The High Court after hearing the arguments of parties, observed, “There is no disagreement with regard to the ratio laid down by the Apex Court in a catena of decision that rule of the game cannot be changed after its commencement. The petitioners had appeared in the NEET UG 2024 examination and secured their position as qualified candidates. At the time of their admission, the Admission Rule 2018 was in force and still remains as it is, therefore, the case of the petitioners would be governed by the Admission Rules, 2018 and there can be no deviation from that.”
The Court noted that the definition of NRI has been discriminated on the basis of cut-off date when the Apex Court had dismissed the SLP against the order of the Punjab & Haryana High Court, in limine. It added that the candidates who have taken admission prior to September 24, 2024 are allowed to continue with their studies whereas the candidates who have taken admission after the said date, if their admission is found in violation of the order passed in CWP No. 20788 of 2024, their admissions may be cancelled.
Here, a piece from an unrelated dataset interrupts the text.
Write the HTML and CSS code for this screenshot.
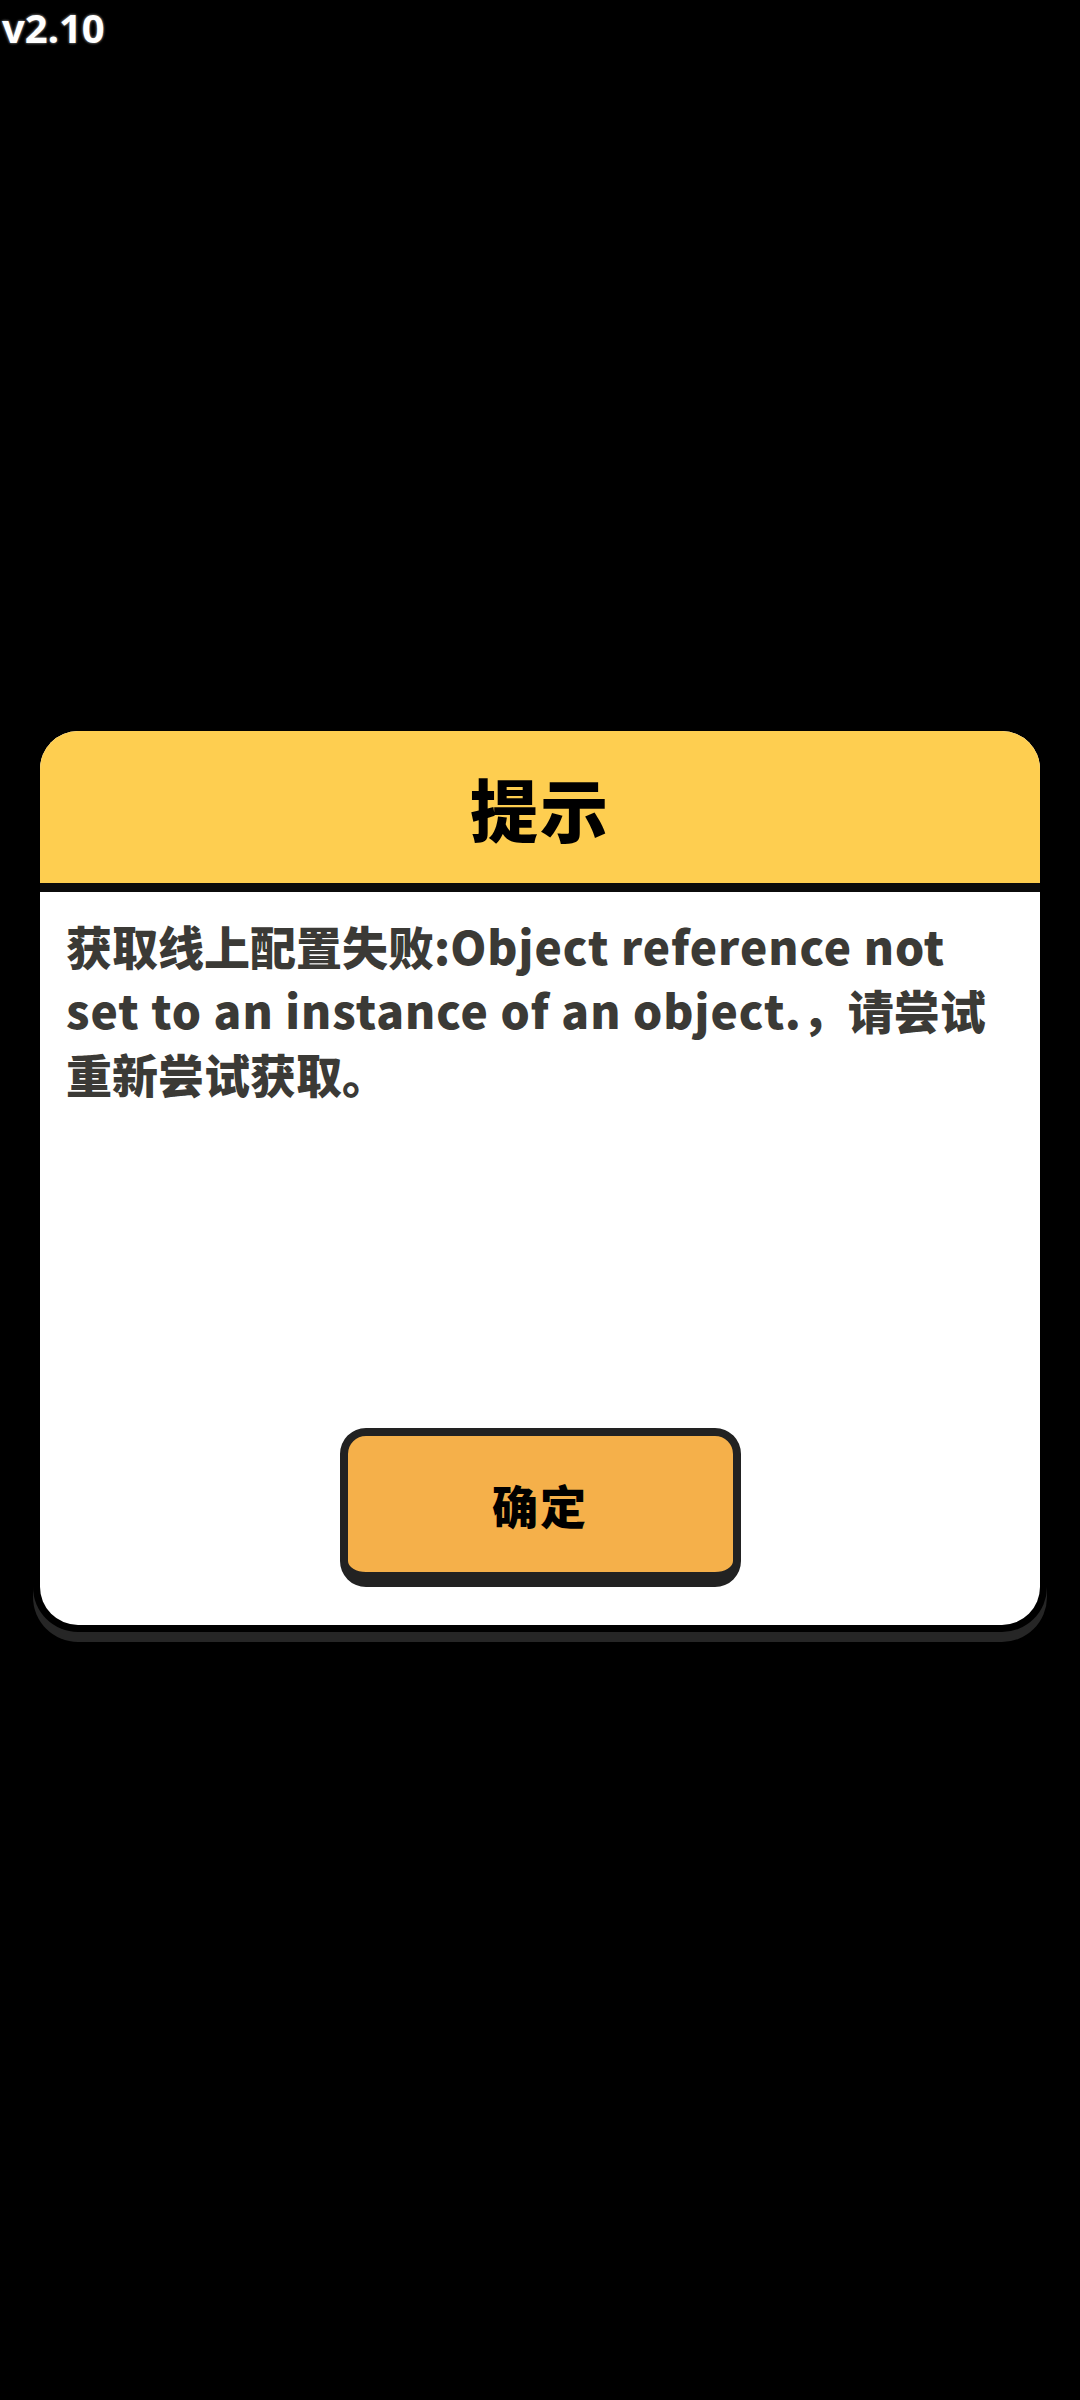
FILE: index.html
```html
<!DOCTYPE html>
<html lang="zh">
<head>
<meta charset="utf-8">
<link rel="stylesheet" href="styles.css">
</head>
<body>
<div class="version">v2.10</div>
<div class="card">
  <div class="card-header">提示</div>
  <div class="card-body">
    <p class="message">获取线上配置失败:<span class="latin">Object reference not</span><br><span class="latin">set to an instance of an object.</span>，请尝试<br>重新尝试获取。</p>
    <button class="ok-btn">确定</button>
  </div>
</div>
</body>
</html>
```

FILE: styles.css
```css
html, body {
  margin: 0;
  padding: 0;
  background: #000;
}
body {
  width: 1080px;
  height: 2400px;
  font-family: "Noto Sans CJK SC", "Noto Sans", sans-serif;
}
.version {
  font-family: "Noto Sans", "Noto Sans CJK SC", sans-serif;
  font-weight: 700;
  font-size: 40px;
  line-height: 56px;
  height: 46px;
  color: #fff;
  padding-left: 2px;
  text-shadow: 0 0 3px #555, 0 0 3px #555, 0 0 2px #666;
}
.card {
  width: 1000px;
  margin: 685px 0 0 40px;
  border-radius: 38px;
  overflow: hidden;
  background: #fff;
  box-shadow: 0 0 0 7px #000, 0 10px 0 7px #262626;
}
.card-header {
  height: 152px;
  background: #FECE50;
  border-bottom: 9px solid #0b0b0b;
  display: flex;
  align-items: center;
  justify-content: center;
  font-size: 68px;
  font-weight: 900;
  color: #000;
  letter-spacing: 2px;
}
.card-body {
  height: 733px;
  box-sizing: border-box;
  padding: 21px 26px 38px;
  display: flex;
  flex-direction: column;
}
.message {
  margin: 0;
  font-size: 46px;
  line-height: 64px;
  font-weight: 900;
  color: #3B3A36;
  white-space: nowrap;
}
.latin {
  letter-spacing: 1px;
}
.ok-btn {
  margin-top: auto;
  align-self: center;
  width: 401px;
  height: 159px;
  box-sizing: border-box;
  border: 8px solid #222;
  border-bottom-width: 15px;
  border-radius: 26px;
  background: #F5B04A;
  font-family: "Noto Sans CJK SC", sans-serif;
  font-size: 46px;
  font-weight: 900;
  color: #000;
  padding: 0;
  letter-spacing: 2px;
}
```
“The candidates standing on the same footing cannot be measured by two different yardstick on the basis of cut of date i.e. 24.09.2024. It is hit by the principles of intelligible differentia. The definition of NRI has been considered differently for the two set of candidates i.e. the candidates who have taken admission prior to 24.09.2024 have been considered differently from the candidates have taken admission after admission prior to 24.09.2024 and after 24.09.2024. Applying these two different yard stick is arbitrary and illegal”, it said.
Furthermore, the Court remarked that, it is very surprising that when the judgment of the Constitution Bench was passed way back in the year 2005 which clarified as to who should be treated as the NRI and who should be given the seats under the NRI quota, the Chhattisgarh State has not bothered to take any steps to formulate any rule/policy with regard to grant of admission to the candidates under the NRI seats.
“The impugned communication dated 18.10.2024 and the notice dated 18.10.2024 (Annexure P/1 collectively to WPC No. 5322/2024) is discriminatory as, on the hand, it allows to continue with the studies to those candidates who have been admitted before 24.09.2024 and the candidates who have been admitted after 24.09.2024, their admissions have been put at stake, which amounts to playing with the future of the candidates which cannot be permitted and as such, the impugned communication as well as the impugned notice (both dated 18.10.2024) are quashed”, it concluded.
Accordingly, the High Court allowed the petitions.
Cause Title- Rishi Tiwari & Ors. v. State of Chhattisgarh & Ors. (Neutral Citation: 2024:CGHC:41589-DB)
Appearance:
Petitioners: Senior Advocate Abhishek Sinha, Advocates Anurag Dayal Shrivastava, Manoj Paranjpe, Chandresh Shrivastava, Anand Shukla, Atul Kumar Kesharwani, and Sangeeta Mishra.
Respondents: Advocate General Prafull N Bharat, Government Advocate Sangharsh Pandey, and Advocate Kshitij Sharma.